# Aim of the task
From the entries below, list each line with "this".

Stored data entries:
----------

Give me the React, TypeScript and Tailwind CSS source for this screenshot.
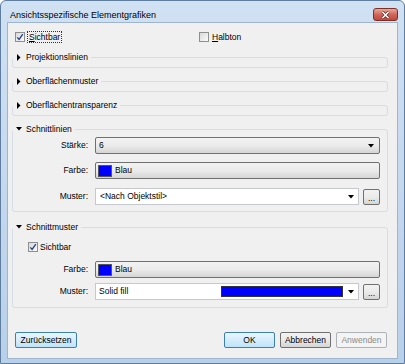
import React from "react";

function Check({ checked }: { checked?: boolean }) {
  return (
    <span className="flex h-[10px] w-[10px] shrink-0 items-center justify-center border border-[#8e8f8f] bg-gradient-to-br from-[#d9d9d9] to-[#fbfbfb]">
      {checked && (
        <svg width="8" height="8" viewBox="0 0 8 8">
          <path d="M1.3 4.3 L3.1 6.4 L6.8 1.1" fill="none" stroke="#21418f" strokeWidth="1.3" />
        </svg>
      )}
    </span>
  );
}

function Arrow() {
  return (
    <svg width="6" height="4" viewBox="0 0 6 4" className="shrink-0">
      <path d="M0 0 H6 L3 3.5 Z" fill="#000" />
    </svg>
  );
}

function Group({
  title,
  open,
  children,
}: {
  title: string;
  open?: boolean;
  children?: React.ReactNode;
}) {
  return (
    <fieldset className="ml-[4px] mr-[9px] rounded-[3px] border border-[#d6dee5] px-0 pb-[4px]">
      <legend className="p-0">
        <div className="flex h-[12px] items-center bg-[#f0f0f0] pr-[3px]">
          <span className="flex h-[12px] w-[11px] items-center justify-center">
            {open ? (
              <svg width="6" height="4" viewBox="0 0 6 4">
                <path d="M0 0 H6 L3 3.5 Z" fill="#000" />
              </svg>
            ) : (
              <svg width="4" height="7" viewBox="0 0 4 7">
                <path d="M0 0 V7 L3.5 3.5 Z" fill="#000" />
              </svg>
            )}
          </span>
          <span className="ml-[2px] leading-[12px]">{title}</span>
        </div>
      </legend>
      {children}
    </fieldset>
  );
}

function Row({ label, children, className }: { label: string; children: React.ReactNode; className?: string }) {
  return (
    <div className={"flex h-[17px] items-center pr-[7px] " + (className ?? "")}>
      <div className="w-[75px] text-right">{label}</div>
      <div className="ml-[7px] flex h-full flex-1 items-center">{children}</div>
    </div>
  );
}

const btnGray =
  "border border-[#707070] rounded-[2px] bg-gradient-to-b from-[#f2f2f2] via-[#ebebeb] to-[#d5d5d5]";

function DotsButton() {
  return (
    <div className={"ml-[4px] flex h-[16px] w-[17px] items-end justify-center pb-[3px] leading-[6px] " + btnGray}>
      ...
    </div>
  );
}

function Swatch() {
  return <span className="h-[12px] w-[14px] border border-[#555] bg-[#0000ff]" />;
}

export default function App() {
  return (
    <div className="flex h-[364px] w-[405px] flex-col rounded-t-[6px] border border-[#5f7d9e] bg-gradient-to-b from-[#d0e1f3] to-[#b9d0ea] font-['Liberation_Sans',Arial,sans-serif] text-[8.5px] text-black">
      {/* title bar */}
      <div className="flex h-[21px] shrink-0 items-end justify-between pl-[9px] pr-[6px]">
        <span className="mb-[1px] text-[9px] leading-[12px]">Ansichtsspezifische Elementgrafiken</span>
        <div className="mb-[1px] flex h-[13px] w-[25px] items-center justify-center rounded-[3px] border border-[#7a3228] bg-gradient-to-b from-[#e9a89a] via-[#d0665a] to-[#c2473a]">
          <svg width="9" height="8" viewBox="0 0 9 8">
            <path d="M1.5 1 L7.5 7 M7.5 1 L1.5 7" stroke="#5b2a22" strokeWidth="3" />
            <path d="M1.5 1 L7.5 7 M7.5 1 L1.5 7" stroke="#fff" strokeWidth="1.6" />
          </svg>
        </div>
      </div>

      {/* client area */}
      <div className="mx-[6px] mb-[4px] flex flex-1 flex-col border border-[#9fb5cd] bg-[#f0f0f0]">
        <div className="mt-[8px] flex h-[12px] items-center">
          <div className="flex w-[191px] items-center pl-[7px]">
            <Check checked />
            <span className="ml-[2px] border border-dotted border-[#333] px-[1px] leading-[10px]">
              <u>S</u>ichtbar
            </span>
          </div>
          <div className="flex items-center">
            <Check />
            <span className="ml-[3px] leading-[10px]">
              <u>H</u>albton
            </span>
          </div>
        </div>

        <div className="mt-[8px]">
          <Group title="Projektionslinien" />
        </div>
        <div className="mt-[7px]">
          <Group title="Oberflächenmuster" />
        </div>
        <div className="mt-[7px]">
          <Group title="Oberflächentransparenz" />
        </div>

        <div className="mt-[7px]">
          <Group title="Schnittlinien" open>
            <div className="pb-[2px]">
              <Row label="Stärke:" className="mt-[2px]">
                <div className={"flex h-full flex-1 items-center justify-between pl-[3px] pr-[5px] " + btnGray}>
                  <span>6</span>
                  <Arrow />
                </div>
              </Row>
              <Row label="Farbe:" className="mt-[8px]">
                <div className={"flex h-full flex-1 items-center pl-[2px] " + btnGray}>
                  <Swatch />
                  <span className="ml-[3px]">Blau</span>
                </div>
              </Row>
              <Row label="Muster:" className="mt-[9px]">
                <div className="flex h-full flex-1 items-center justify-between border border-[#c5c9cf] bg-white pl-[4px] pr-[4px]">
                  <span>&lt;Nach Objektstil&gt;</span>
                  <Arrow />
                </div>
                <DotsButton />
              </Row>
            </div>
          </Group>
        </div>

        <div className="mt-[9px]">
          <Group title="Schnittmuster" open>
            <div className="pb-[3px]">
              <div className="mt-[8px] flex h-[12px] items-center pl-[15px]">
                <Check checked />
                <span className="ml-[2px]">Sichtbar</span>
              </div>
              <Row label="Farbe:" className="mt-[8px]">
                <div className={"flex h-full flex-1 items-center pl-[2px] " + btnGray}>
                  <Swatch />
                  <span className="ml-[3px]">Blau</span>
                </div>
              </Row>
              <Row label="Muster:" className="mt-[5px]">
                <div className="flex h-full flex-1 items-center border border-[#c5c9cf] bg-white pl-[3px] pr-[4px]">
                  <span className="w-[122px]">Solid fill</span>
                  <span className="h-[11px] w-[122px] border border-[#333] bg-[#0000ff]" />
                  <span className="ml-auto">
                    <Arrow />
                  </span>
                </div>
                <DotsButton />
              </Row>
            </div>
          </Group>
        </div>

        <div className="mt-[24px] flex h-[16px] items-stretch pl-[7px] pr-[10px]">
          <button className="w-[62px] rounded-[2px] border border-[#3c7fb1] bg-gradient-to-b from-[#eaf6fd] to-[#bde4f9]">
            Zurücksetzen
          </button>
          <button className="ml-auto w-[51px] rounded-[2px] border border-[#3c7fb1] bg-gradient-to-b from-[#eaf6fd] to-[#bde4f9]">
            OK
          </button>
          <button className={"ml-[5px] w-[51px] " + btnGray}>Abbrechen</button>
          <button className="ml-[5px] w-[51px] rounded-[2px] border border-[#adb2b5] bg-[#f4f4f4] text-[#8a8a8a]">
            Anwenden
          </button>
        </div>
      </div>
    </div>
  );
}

----------

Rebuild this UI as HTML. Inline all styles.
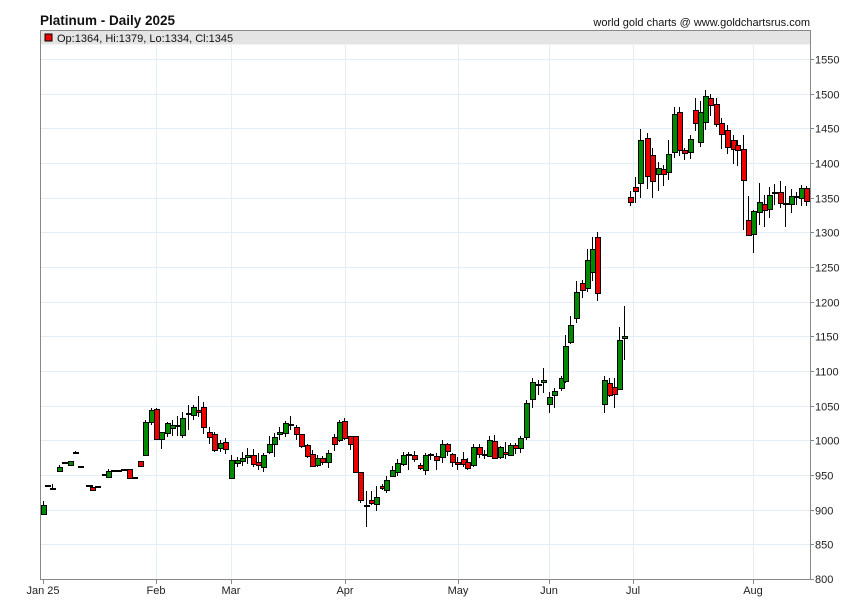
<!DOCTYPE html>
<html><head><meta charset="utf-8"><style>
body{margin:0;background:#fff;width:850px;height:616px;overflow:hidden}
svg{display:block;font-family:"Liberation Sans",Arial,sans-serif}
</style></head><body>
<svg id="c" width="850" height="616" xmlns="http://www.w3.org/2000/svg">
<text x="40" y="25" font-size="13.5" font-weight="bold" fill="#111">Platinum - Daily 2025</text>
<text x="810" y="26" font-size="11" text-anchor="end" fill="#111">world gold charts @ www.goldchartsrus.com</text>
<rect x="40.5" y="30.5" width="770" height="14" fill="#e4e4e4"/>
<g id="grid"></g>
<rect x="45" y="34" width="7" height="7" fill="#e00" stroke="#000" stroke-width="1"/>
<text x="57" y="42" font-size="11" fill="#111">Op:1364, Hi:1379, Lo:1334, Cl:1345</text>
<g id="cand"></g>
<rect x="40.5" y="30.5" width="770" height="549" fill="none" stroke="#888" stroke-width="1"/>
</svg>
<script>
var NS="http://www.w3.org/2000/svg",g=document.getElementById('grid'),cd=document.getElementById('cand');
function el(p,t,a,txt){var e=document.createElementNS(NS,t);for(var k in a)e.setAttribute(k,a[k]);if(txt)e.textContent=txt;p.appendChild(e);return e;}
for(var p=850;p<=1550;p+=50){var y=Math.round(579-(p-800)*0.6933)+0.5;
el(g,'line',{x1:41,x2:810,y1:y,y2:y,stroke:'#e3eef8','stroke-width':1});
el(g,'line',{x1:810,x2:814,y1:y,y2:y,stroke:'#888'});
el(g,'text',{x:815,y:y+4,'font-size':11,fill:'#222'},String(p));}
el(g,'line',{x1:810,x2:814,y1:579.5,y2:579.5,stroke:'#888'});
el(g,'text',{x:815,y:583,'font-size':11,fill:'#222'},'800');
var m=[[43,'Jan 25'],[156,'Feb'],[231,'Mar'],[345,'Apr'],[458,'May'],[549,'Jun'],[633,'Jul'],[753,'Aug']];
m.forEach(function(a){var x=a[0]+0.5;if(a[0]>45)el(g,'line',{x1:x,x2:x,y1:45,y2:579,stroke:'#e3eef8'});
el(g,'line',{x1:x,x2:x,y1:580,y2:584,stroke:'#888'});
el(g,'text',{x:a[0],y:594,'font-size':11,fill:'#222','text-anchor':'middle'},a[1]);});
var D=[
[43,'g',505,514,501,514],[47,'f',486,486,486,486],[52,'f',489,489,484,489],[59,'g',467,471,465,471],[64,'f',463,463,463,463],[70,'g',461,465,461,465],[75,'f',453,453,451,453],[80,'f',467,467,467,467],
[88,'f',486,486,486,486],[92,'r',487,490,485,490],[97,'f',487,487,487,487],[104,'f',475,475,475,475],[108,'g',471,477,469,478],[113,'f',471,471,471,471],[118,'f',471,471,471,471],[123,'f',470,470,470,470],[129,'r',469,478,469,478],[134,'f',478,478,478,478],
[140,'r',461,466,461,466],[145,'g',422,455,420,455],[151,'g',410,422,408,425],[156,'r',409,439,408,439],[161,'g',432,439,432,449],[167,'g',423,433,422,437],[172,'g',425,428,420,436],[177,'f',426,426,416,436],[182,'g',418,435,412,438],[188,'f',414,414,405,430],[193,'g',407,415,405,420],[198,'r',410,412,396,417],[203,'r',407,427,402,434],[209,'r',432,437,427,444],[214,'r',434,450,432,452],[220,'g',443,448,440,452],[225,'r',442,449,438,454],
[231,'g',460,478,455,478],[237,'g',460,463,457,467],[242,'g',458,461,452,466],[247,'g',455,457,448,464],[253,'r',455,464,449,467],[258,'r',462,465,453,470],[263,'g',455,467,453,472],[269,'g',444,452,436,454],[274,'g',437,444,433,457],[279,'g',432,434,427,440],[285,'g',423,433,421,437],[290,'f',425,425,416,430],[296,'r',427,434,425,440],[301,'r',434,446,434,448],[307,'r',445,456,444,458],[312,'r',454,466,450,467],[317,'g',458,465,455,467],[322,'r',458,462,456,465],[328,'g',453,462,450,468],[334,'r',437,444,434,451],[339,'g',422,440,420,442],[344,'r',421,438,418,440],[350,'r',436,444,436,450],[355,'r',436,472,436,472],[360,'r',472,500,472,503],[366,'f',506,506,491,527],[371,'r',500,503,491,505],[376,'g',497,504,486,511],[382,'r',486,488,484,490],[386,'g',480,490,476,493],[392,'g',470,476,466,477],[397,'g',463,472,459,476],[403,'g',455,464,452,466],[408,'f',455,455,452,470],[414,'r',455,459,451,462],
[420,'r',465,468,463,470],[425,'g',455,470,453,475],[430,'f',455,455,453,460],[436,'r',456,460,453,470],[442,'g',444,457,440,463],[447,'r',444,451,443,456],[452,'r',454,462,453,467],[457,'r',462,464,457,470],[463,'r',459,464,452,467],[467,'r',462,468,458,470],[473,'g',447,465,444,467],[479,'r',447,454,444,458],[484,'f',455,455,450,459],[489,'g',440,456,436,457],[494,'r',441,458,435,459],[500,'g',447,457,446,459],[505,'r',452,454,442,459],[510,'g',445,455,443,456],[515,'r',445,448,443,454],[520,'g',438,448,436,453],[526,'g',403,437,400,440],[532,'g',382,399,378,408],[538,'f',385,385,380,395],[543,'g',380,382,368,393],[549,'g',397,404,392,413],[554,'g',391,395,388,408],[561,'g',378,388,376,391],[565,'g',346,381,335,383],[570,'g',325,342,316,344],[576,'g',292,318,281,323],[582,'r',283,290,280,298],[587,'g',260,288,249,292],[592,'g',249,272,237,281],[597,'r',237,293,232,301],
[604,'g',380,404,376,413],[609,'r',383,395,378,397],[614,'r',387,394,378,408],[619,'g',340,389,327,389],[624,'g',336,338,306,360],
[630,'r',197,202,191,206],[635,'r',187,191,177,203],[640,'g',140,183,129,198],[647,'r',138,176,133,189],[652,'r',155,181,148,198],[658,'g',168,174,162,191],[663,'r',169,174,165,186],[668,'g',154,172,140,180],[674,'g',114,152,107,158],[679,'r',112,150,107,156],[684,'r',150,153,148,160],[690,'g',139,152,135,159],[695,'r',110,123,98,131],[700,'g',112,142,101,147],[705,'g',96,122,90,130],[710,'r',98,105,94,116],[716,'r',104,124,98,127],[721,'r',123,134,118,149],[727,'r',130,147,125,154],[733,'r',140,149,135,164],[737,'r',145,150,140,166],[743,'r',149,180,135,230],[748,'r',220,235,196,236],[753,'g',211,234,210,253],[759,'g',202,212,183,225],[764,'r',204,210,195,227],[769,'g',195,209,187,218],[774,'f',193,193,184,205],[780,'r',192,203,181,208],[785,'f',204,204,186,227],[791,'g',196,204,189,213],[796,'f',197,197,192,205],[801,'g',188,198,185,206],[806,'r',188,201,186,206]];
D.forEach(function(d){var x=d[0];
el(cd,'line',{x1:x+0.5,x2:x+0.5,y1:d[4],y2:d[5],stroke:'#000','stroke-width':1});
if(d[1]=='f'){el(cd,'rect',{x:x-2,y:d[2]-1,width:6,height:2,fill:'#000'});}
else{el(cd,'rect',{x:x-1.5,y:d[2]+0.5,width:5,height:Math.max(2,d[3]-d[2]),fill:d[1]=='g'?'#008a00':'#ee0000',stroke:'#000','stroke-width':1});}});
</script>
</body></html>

----------

# Task response
Give me the React, TypeScript and Tailwind CSS source for this screenshot.
Rebuild this UI as HTML. Inline all styles.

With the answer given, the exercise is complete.